-- Short problem --
Each line containing the word "styles" should be found and copied.

-- Source data --
....

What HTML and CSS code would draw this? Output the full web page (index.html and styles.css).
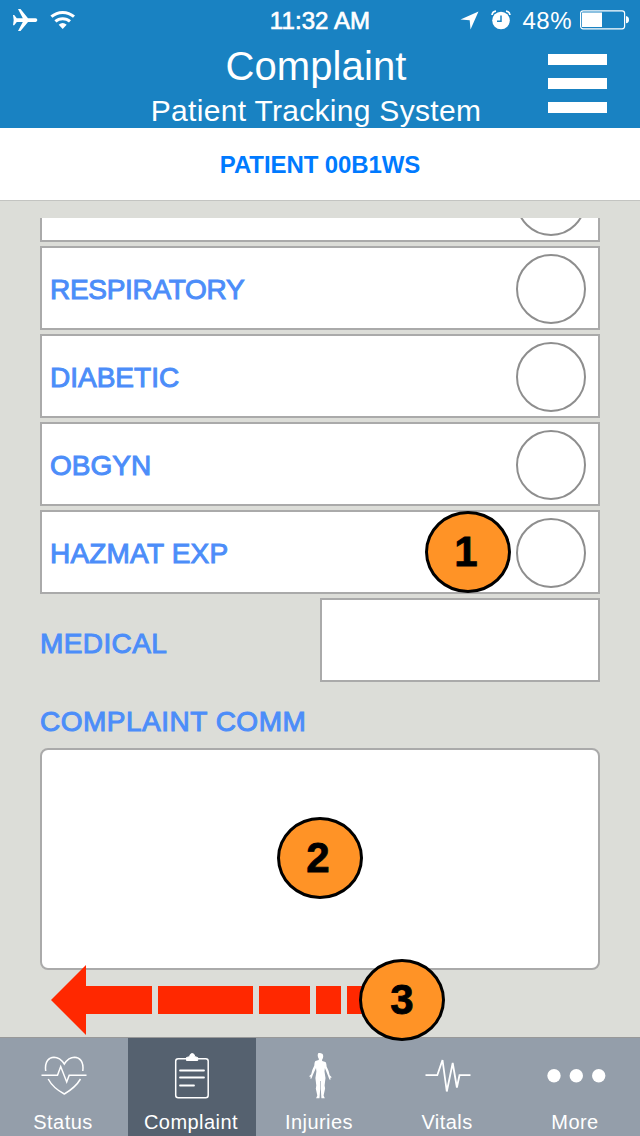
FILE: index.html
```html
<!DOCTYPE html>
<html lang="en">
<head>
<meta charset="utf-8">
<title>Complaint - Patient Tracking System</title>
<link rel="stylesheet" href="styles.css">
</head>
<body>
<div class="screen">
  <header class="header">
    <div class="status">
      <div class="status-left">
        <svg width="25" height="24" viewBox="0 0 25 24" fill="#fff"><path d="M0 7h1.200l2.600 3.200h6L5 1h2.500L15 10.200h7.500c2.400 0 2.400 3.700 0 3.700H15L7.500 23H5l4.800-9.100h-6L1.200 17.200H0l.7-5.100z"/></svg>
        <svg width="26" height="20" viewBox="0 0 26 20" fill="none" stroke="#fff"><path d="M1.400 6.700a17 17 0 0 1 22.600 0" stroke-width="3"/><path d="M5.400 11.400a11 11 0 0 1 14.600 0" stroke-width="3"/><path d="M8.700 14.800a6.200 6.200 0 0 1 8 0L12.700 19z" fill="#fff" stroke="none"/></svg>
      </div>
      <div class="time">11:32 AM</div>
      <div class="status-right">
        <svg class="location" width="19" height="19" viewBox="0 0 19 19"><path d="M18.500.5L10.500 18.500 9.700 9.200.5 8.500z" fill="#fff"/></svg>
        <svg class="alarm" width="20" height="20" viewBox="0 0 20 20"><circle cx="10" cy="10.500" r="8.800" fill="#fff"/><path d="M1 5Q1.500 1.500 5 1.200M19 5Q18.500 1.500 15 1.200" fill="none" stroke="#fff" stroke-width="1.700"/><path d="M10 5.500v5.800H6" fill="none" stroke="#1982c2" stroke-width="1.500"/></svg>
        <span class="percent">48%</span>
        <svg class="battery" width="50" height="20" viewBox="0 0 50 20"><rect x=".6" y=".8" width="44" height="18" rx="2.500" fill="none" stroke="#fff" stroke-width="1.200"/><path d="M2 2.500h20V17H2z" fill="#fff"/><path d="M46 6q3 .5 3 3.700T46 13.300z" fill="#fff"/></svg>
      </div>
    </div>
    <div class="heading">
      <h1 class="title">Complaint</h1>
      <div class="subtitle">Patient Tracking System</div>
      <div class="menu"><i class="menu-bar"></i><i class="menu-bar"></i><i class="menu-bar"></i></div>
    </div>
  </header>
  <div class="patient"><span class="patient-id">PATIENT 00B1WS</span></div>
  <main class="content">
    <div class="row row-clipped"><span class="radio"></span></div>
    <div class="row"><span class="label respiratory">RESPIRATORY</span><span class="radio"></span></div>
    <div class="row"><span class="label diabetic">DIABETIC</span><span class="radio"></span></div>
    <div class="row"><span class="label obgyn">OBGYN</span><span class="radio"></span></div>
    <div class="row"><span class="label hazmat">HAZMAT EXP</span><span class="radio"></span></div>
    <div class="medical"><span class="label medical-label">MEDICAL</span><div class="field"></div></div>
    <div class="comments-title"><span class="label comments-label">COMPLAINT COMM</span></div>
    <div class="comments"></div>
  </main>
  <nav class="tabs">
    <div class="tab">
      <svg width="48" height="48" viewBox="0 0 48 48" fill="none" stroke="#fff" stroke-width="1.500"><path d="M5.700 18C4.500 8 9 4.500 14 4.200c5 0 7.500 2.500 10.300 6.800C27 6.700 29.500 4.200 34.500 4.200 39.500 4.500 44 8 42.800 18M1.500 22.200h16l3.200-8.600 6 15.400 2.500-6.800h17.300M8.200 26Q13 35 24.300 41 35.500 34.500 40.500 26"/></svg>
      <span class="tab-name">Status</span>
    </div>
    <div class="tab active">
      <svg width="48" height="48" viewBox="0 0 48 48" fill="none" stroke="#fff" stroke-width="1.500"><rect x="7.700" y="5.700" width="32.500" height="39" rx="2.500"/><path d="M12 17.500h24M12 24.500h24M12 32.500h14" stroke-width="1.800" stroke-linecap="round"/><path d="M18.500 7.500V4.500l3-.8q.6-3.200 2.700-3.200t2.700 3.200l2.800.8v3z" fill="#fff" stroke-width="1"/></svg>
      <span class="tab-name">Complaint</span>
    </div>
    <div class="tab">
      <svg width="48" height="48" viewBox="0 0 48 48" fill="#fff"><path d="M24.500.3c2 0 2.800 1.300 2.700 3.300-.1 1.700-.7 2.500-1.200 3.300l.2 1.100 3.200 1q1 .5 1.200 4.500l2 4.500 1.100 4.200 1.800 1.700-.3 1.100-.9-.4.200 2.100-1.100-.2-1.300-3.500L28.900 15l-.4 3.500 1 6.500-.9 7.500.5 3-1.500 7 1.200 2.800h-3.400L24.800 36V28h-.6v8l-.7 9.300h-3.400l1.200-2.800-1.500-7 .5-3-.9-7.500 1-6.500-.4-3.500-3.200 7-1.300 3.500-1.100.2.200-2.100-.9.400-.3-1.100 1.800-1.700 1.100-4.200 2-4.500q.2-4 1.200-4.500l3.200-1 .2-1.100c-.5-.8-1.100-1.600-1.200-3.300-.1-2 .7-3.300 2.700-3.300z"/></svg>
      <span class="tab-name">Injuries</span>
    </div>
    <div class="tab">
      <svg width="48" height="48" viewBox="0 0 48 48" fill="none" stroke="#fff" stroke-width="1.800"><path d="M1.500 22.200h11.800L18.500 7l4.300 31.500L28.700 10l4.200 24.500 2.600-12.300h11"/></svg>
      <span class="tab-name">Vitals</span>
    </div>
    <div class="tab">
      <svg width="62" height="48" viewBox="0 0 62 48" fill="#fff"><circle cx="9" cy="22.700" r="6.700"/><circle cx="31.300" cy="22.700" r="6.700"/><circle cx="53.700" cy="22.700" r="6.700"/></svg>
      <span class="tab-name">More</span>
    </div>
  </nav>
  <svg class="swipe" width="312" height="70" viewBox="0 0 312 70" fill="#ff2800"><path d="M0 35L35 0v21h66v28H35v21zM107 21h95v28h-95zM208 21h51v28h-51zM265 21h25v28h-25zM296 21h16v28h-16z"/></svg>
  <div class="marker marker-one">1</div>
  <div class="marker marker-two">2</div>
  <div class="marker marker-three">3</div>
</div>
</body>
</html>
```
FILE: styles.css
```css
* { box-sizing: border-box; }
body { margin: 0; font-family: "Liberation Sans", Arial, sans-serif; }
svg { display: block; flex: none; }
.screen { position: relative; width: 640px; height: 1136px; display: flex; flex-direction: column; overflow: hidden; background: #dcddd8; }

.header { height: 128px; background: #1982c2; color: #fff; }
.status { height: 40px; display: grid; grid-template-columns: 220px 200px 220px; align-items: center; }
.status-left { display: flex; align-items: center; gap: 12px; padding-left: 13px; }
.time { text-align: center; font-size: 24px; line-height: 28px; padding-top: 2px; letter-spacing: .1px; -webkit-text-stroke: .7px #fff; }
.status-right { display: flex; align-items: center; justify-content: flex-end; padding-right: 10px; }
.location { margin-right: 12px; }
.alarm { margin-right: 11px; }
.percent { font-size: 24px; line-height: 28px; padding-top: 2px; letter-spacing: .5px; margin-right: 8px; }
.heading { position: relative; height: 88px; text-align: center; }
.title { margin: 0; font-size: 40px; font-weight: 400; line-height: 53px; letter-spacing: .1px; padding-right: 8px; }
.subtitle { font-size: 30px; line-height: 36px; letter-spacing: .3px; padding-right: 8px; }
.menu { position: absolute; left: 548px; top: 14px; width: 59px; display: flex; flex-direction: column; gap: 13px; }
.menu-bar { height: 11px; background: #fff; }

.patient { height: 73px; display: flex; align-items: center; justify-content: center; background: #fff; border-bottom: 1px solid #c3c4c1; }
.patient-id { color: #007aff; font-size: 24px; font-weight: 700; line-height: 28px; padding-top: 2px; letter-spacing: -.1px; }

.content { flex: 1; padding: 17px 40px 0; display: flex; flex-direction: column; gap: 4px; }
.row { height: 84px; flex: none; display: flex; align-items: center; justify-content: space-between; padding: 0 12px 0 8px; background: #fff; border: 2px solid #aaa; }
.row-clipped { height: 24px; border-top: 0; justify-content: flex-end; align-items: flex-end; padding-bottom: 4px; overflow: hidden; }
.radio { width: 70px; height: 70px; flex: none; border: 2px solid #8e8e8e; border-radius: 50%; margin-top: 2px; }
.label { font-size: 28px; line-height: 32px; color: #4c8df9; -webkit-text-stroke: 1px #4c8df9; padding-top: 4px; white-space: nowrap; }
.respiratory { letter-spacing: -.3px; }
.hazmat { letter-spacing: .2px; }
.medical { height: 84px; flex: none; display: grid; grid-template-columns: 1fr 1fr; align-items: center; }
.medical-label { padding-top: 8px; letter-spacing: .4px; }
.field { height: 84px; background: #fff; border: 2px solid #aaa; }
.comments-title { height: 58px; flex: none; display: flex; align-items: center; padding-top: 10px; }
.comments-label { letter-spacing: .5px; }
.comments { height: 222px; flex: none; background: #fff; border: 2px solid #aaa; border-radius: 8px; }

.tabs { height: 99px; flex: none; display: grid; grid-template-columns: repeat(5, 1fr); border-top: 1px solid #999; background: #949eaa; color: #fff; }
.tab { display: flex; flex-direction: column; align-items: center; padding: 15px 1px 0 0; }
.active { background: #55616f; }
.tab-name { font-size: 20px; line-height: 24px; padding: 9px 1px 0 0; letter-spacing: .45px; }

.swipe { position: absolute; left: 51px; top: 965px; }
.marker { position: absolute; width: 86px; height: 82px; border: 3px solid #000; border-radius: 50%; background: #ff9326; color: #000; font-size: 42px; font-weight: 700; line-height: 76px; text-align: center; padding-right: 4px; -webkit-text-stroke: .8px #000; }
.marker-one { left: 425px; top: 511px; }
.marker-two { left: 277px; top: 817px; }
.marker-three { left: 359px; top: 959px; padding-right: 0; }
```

....

-- Response --
What HTML and CSS code would draw this? Output the full web page (index.html and styles.css).
<link rel="stylesheet" href="styles.css">
FILE: styles.css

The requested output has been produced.